The first night out of Ecuador we bushcamped. Many long thorns caused several flats. Traffic in towns is a danger especially the three wheel taxis everywhere going in all directions. We have another day along the coast and then we have a rest day.

Peru so far reveals much poverty. As i spin my pedals I observe locals doing what they do to just get by. I am often reminded of India. Basically, I cruise down the road avoiding interaction with those who yell out. Once out of a town I settle in and just keep up the cadence.

Crossed over river into Peru.. very different… with policia escort much of the way.
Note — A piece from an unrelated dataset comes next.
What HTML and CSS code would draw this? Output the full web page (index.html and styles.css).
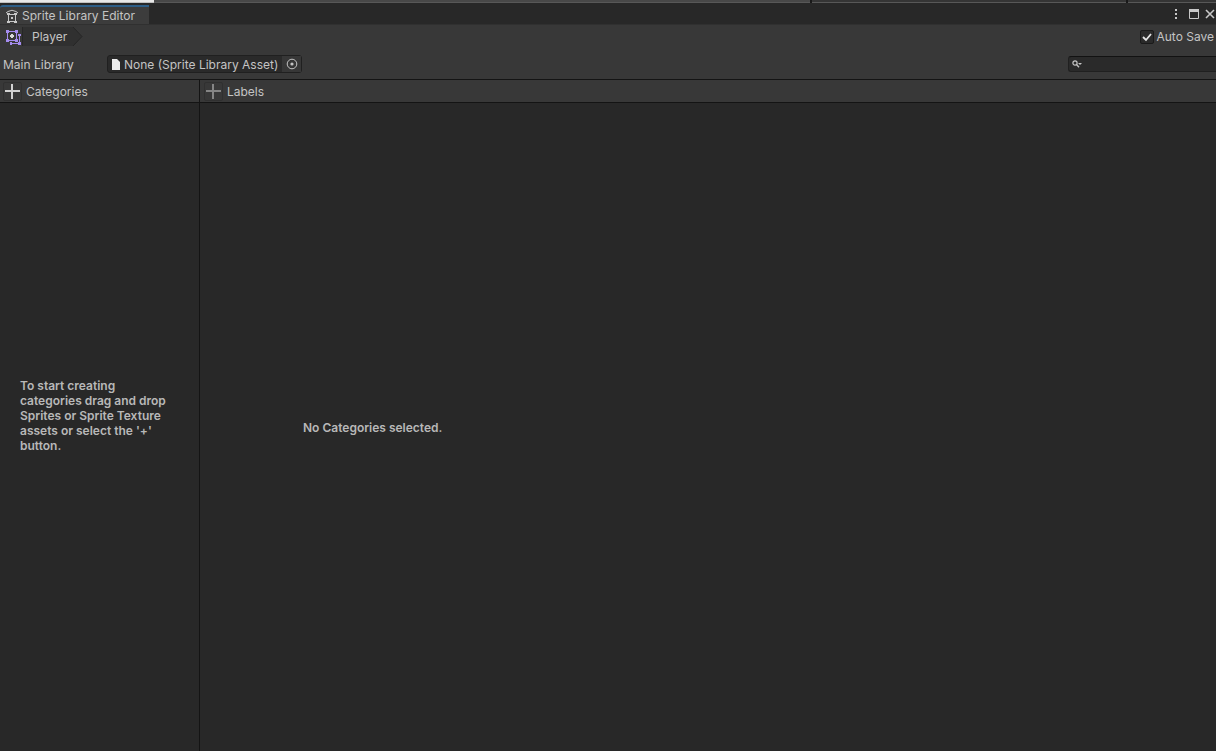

I was followed by police for 15 km and was later stopped twice. I explained in spanich there were more coming and that it was a competition. Then i was escorted off route following police due to road closures. I pretended to be in the Tour de France following the flashing lights. It seems there may be concerns of motorcycle bandits. I can´t imagine doing this the entire time while passing through Peru.

After days of considerable gains in elevation of 2000+ m we dropped off on a 1000 m descent to Marcara.

There was to timing today so I was able to mingle with other cyclists and take more photos along the way. Much less huffing and puffing on the climbs. Our destination, Marcara, puts us very close to the border with Peru. Starting tomorrow we will be in Peru for quite some time, maybe 4 weeks. Suddenly we are experiencing much warmer temperatures. Today with no clouds the temperature was around 38 degrees C.

Each morning we gather for breakfast at 7. Breakfast consists of fruit, cereal, and often an egg. At around 50 km one of the support trucks sets up along the route so we can refuel with lunch. Upon arriving at our destination we have hot soup, fruit, bread, and a cervaza when available. Timing for each stage is usually from where we lodged to the destination which is around 100 km.

I will post more photos when it is possible to borrow someone’s device and there is WiFi available. In order to write entries I look around the town where we are staying for an internet cafe. Chow.